Hektoen served as president of many professional societies, including the Chicago Medical Society from 1919 to 1921, the American Association of Immunologists in 1927, and the Society of American Bacteriologists in 1929. In 1902, he was the founding director of the John McCormick Institute of Infectious Diseases, an organization dedicated to researching scarlet fever, which in 1943 was reopened as the Hektoen Institute for Medical Research. He served as a member of the National Advisory Health Council from 1934 to 1938, chaired the United States National Research Council from 1936 to 1938, and from 1937 to 1944 was executive director for the National Advisory Cancer Council.

Hektoen was editor of the Journal of Infectious Diseases from 1904 to 1941, and in 1926 was the founding editor of the Archives of Pathology (now the Archives of Pathology and Laboratory Medicine), continuing in this role until 1950. He also edited the Transactions of the Chicago Pathological Society and the Proceedings of the Institute of Medicine of Chicago, and wrote editorials for the Journal of the American Medical Association.

Throughout his career, Hektoen earned eight honorary degrees. In 1918 he became a member of the National Academy of Sciences, and he received, among other honors, the Order of St. Olaf in 1929 and the Distinguished Service Medal of the American Medical Association in 1942.

===Research===
Hektoen was a prolific writer, publishing over 300 medical papers on diverse subjects. In the early years of his career, Hektoen's publications consisted mainly of pathology case studies. In 1894, he published The technique of post-mortem examination, a textbook on autopsies for medical students at the Cook County Hospital. After 1897, he began to publish works on bacterial and fungal infections, and from 1900 onwards published many papers on forensic pathology, reflecting his work as an expert witness. In the early 1900s, Hektoen's research interests—influenced by his directorship of the John McCormick Institute—turned strongly towards infections and immunology. By 1906, Hektoen had begun studying blood groups and agglutination reactions of red blood cells. He proposed in 1907 that the "possible danger" of blood transfusions "can be avoided by the selection of a donor whose corpuscles are not agglutinated by the serum of the recipient and whose serum does not agglutinate the corpuscles of the latter". This made him the first to describe the principle of crossmatching. In 1917, while studying immunity in rabbits, he published a description of what is now known as the anamnestic response; and in 1933, working with William H. Welker, he introduced the use of aluminum hydroxide as an adjuvant to increase the immunogenic potential of injected antigens. Hektoen also conducted research into measles, tuberculosis and poliomyelitis and the use of blood cultures for diagnosis.

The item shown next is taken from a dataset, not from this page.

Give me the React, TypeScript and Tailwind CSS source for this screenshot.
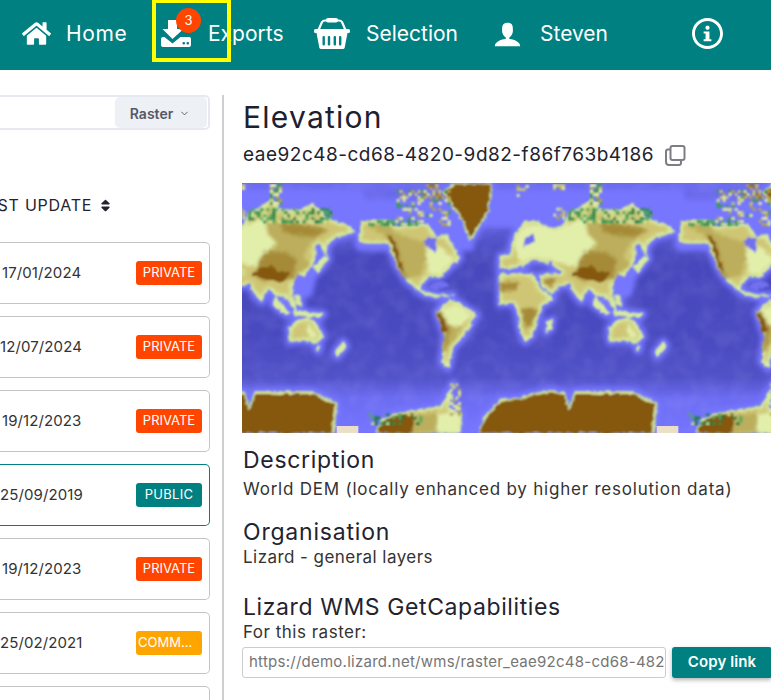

==Personal life and death==
In 1891, during a brief stay in Europe, Hektoen married Ellen Strandh. They had two children, a daughter and a son, both of whom died prematurely. Hektoen died in Chicago on July 5, 1951, from complications of diabetes.
==Selected publications==
- "The technique of post-mortem examination" (1893)
- Isoagglutination of Human Corpuscles with Respect to Demonstration of Opsonic Index and to Transfusion of Blood. Journal of the American Medical Association, 48, pp. 1739–1740. 1907.
- On the Formation and Fate of Antibodies, in Harvey Lectures, 1909–1910, Philadelphia, J. B. Lippincott Company, pp. 150–191.
- Precipitin-Production in Allergic Rabbits. Journal of Infectious Diseases, 21, pp. 279–286, 1917.
- Precipitin Production in Rabbits Following Intramuscular Injection of Antigen Absorbed by Aluminum Hydroxide, Journal of Infectious Diseases, 53, pp. 309–311, 1933 (with W. H. Welker).